So remember the problem with medication? Well I kept on thinking I'd gotten better and then realizing that I'd instead gotten to the point where I was functional in certain settings but not, critically, in the one that often matters most: on my own left to my own devices.
That's when work gets done, after all. Schoolwork especially, but other things as well. That's when stories get written. Notice how stories have been lacking of late? I count three fragments in the last month.
I should have seen this coming, logically. Even though getting off my medication has almost immediate down sides, getting back on it tends to take about a month to work out. So I should be at 100% in early December. If I'd stopped to look at things reasonably I'd have realized this and not had a sequence of getting false hope in a setting that was able to stabilize me getting the hope crushed when I was on my own again, and then repeating several times.
It took me way too long to realize what was going on.
But the title is about giving up, because that's been a strong feeling.
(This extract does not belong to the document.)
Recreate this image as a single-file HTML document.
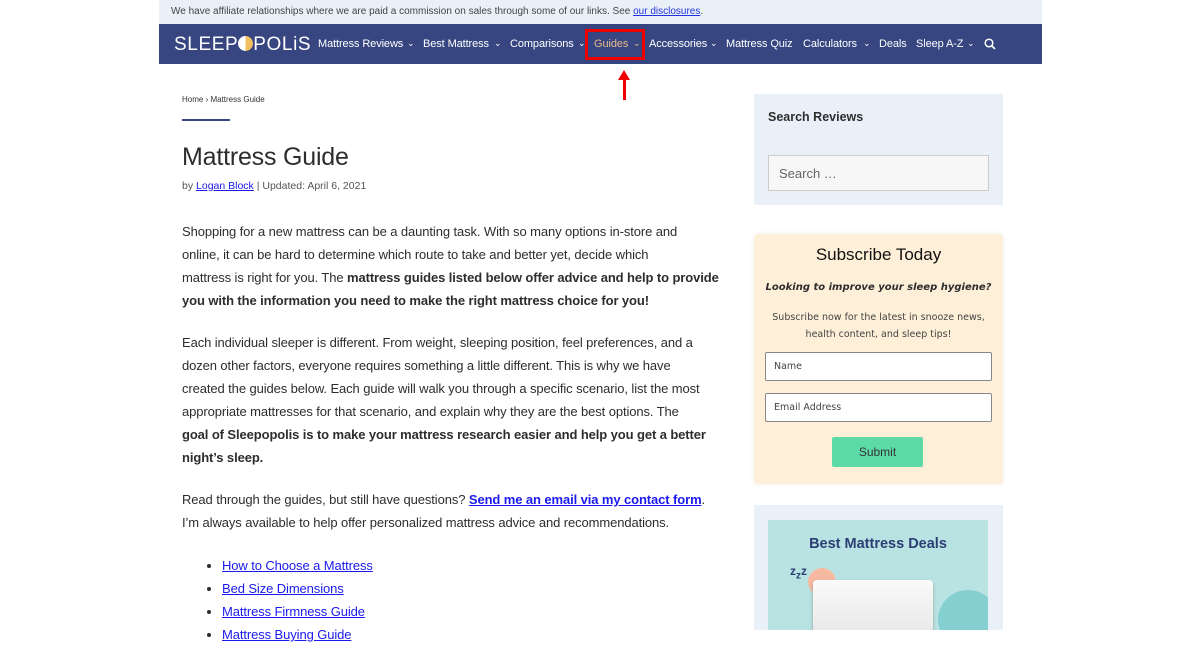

The urge to just quit at life. I need to pause here just because the words can be taken the wrong way. Wanting to quit at life is impossible. As much as I might sometimes want to just give up on everything, you can't really do that. Life is not a job you can decide not to show up at. It's not a program you can drop out of. As much as you might want to give up on everything and let all responsibilities drop, you just can't.
Suicide is something else entirely. It's an action, not a withdrawal. It's also something that I have never seriously considered and very much doubt I ever will.
So it's important to distinguish between those two things.
Wanting to quit at life is not the same as ideation of self harm. Far from it. It's a desire for inaction.
And it comes up a lot. I'm walking to school and I wonder what the point is, wouldn't it be easier if I just stopped moving and curled up in a ball on the ground? Fortunately that's impractical. One needs heat and shelter for ball curling to work well.
For the first time ever I'm giving up on a class after the standard tryout period. I can't get my money back, I committed to it, but I can get a medical withdrawal. And I'm going to. The teacher actually suggested it, but I wasn't on board with it until I woke up one morning and couldn't force myself to get out of bed. I was fully awake, but the whole moving and getting up and getting ready shit wasn't happening. What was the point? I'd fallen far enough behind when I was off my medication and in the aftermath that I probably couldn't pull through, why go if I can't pass?
I actually know why. I usually don't have it in me to quit. But right now quitting is so fucking tempting on everything.
And that's a problem. Bills need to be paid. Appointments need to be kept track of. I have a cavity. That was supposed to be fixed this morning. I haven't been able to muster the energy to check messages on the answering machine so I missed the reminder call. When they called up this morning because I was late and they were wondering where I was there was no way I could make it.
I already didn't know how I'd pay to have the tooth drilled. Now I'm going to have a missed appointment fee.
At least two bills got passed due while I was not having the energy/motivation to read my mail. Oh, joy.
You can't quit life, but when you stop participating it starts throwing penalties your way.
I don't know what the late fees will be yet. I don't know what the missed appointment fee is. I don't think I ever mentioned, but needing to pay for things like furnace repair and other such shit (which, reliable heat is awesome, and I can now wash dishes once I muster the necessary motivation, so there are up sides) has left me $600 behind on something else because ... either the god of money hates me or I'm utterly incompetent.
Which brings us back to the urge to quit, and the impossibility of doing so. You can't just say, "Fuck it, I'm out," and give up. You still need things like hydration and nutrients, you still need to pay bills if you want things like water, heat, and a place to stay. Life doesn't let you take a break, there are no vacations, there is no time off, it just keeps on coming at you no matter what.
But that doesn't change the urge to stay in bed all week, to just not show up to school, to not read the mail or check the messages, to not get off the couch, to close my eyes and hope the world disappears.
So that's where I'm at at the moment.
I still have ideas, of course. But nothing ever comes of them. I have an idea for a story but when I try to write it all falls apart. I have an idea for a project and quickly realize that if I can't muster the money to get even, not ahead, just even, with my finances then I can't come up with whatever capital, however small, might be needed for the project. Or maybe the project doesn't need money at the start, but I'm not exactly going to learn to create 3-d character models at this point in this state either (the abstractish geometric modeling used to make puzzles doesn't really apply to making something that looks like a person), or I know I'll never get around to getting the materials, or I know I'm not in the right frame of mind to learn new programming, much less understand what's described in this article and adapt it to my own nefarious purposes, or I'd like to do X but that would mean effort I have no chance of wrangling.
And so forth.
I feel utterly useless at this point. I can't actually succeed in doing anything.